Government is encouraging commissioning from local voluntary groups, MPs hear

By Kaye Wiggins, Third Sector Online, 14 March 2012

Ian Watmore

Ian Watmore

Ian Watmore, permanent secretary at the Cabinet Office, tells Public Administration Select Committee that impact assessment should not be compulsory

The Cabinet Office is attempting to encourage more commissioning of services from small, local voluntary groups, according to Ian Watmore, the department’s permanent secretary.

Watmore appeared before MPs at a Public Administration Select Committee hearing yesterday to discuss the Cabinet Office’s business plan.

At the hearing, Robert Halfon, the Conservative MP for Harlow, asked Watmore how he could address the concern that the government’s big society agenda would benefit "the big Tesco charities" and would not support smaller, local charities.
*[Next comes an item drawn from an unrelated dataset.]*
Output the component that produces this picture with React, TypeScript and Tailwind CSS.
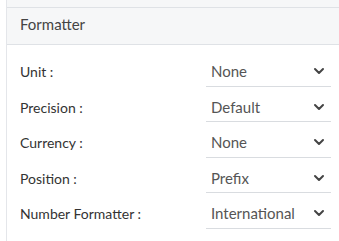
import { ChevronDown } from 'lucide-react';

const rows = [
  { label: 'Unit :', value: 'None' },
  { label: 'Precision :', value: 'Default' },
  { label: 'Currency :', value: 'None' },
  { label: 'Position :', value: 'Prefix' },
  { label: 'Number Formatter :', value: 'International' },
];

export default function App() {
  return (
    <div className="w-[339px] h-[241px] bg-white overflow-hidden" style={{ fontFamily: 'Lato, "Open Sans", sans-serif' }}>
      <div className="ml-[6px] h-full border-l border-[#e4e6ea] flex flex-col">
        {/* previous section edge */}
        <div className="h-[8px] bg-[#f6f7f8] border-b border-[#dfe2e6]" />

        {/* Header */}
        <div className="h-[37px] bg-[#f6f7f8] border-b border-[#dfe2e6] flex items-center pl-[13px] pb-[3px] text-[15px] text-[#444]">
          Formatter
        </div>

        {/* Rows */}
        <div className="flex flex-col pt-[9px]">
          {rows.map((r) => (
            <div key={r.label} className="h-[35.5px] flex items-center">
              <div className="w-[199px] pl-[13px] text-[14px] text-[#333]">{r.label}</div>
              <div className="w-[125px] h-[30px] flex items-center justify-between border-b border-[#d9dce0] pl-[5px] pr-[4px] text-[15px] text-[#555]">
                <span>{r.value}</span>
                <ChevronDown className="w-[16px] h-[16px] text-[#444]" strokeWidth={3} />
              </div>
            </div>
          ))}
        </div>
      </div>
    </div>
  );
}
"What we are trying to do is promote the idea of commissioning smaller, more local services, which should allow smaller voluntary sector entities to bid," said Watmore.

He said government departments should assess the impact of their policies on the big society and localism agendas, but should not be compelled to carry out formal impact assessment procedures on this, an idea proposed by Halfon at the hearing.

"I understand why you say it, and it’s a sensible idea," Watmore told Halfon. "But the issue comes back to the number of impact assessments that have to be filled in, which some see as a bureaucratic burden.

"I think there is benefit in trying to apply the test to every policy of whether it is complying with the government’s policies on localism and the big society and to ask whether a new policy will enable or hinder these agendas," he said.

Watmore said he did not support the suggestion in the committee’s report on the big society, published in December, that there should be an individual minister responsible for making sure all government departments acted in accordance with the aims of the big society agenda.

"I think the issue with the big society is that it is a whole-of-government policy and the Prime Minister has personally put himself at the front," Watmore said. "It’s not for an individual department to drive it, but it has to go through a whole cascade of government policies."